Over the years, various celebrities have tried to change the mostly white and mostly male landscape of late night TV. Whoopi Goldberg, Joan Rivers and Magic Johnson all tried unsuccessfully to break into the 11:30-PM-and-beyond slot. Both on network TV and cable, the late night chatfest victors have been almost all white male comedians: Jon Stewart, Craig Ferguson, Jimmy Fallon, Jimmy Kimmel, Bill Maher, Stephen Colbert and that whole Jay Leno/Conan O’Brien fiasco. Female hosts had better luck during daytime hours, with Oprah Winfrey, Ellen DeGeneres, and the women of “The View” and “The Talk” holding court.

However, there’s one woman who could finally bridge the gap between day and night, between mainstream network and pay cable: Chelsea Handler. The notoriously bawdy comic often mines jokes from her own life, referencing her love of drinking (one of her best-selling books was titled, “Are You There, Vodka? It’s Me, Chelsea”) and her fruitless dating life, showing that she could definitely keep up with the boys. Her appeal won her a small but loyal following on “E!,” where she wasn’t afraid to skewer other stars on the very same network, including the Kardashian family.

But even the most snarky late night host needs to have a soft side, and the foul-mouthed comedian showed hers on an episode of “Who Do You Think You Are,” a show where celebrities learn about their ancestors. During the program, Handler — who was raised in a mostly Jewish household by interfaith parents — discovered that her maternal grandfather had been a Nazi soldier. “I connect with my Judaism, or the Jewish side of my family, more than anything else,” Handler said in a promo clip for the episode. Following the Nazi revelation, she broke down on the air. It was a rare glimpse at Handler’s vulnerable side, and it showed a range she’d previously been afraid to reveal.

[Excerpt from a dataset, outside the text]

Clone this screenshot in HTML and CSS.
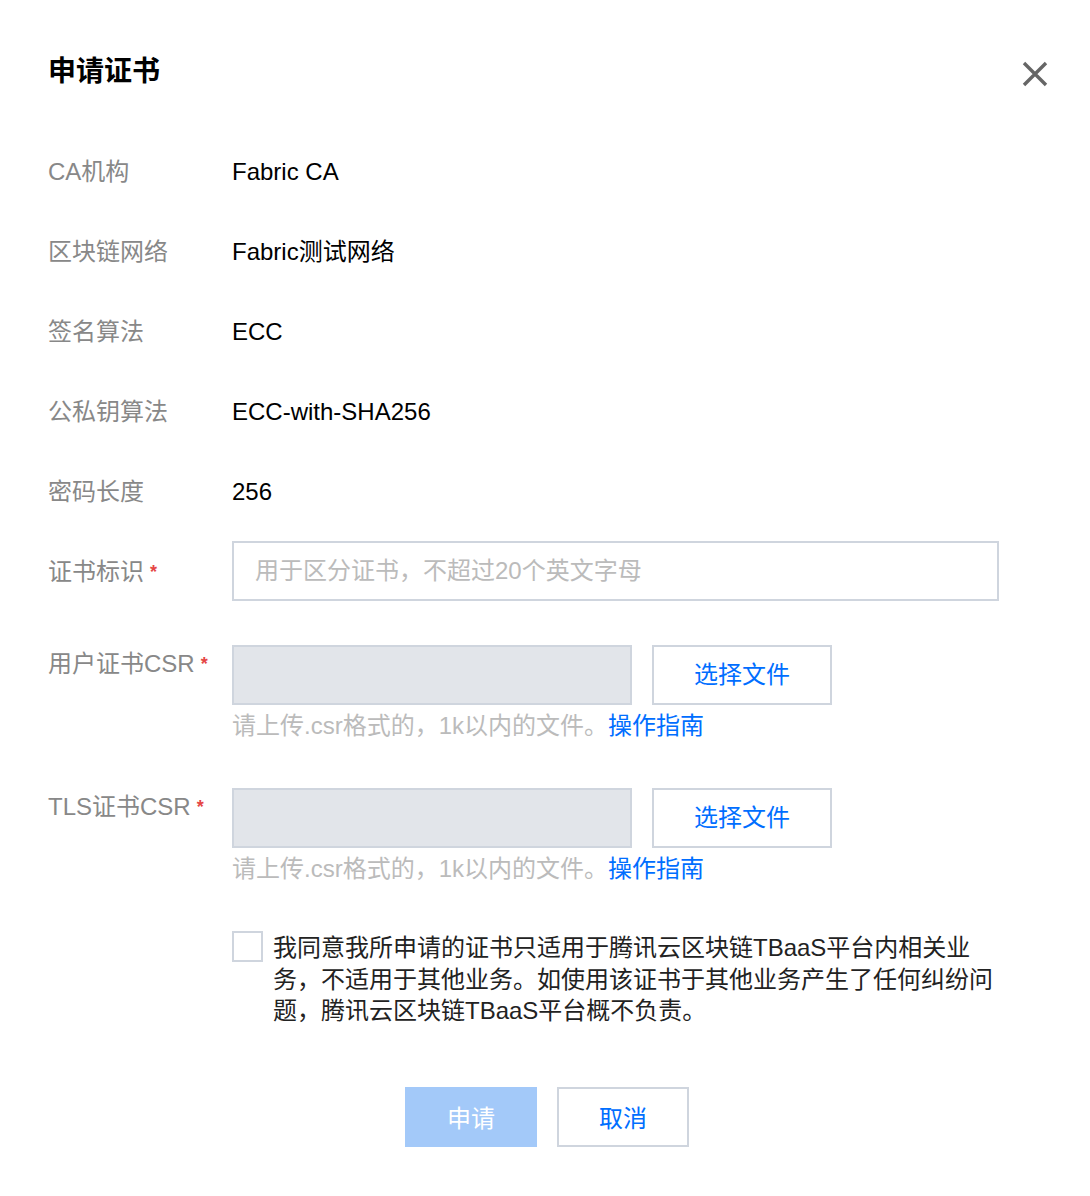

Now, word comes that Handler has met with executives at CBS, home of “The Late Show.” Considering that a meeting is hardly the same thing as a contract or even an offer, it might be too early to speculate about what Handler could do for the network, whether it’s taking over “The Late Show” or doing something else entirely. But for CBS, who gets a reputation for being the old-fashioned fuddy-duddy of the networks, Letterman’s retirement comes at a critical time. The person they choose to replace him will set a new precedent for not only CBS but for TV as a whole. Its rival, NBC, has stayed with its white-dude-in-a-suit-mold with the recent promotion of Jimmy Fallon and hire of Seth Meyers, providing CBS with a brilliant opportunity to reach out to a large and vocal group of fans who feel left out. Choosing a woman — a Jewish one, nonetheless — and giving her the official network seal of approval could be their best and most relevant move in years.

Oh, and if Chelsea’s busy — does anybody know what Tina Fey is up to these days?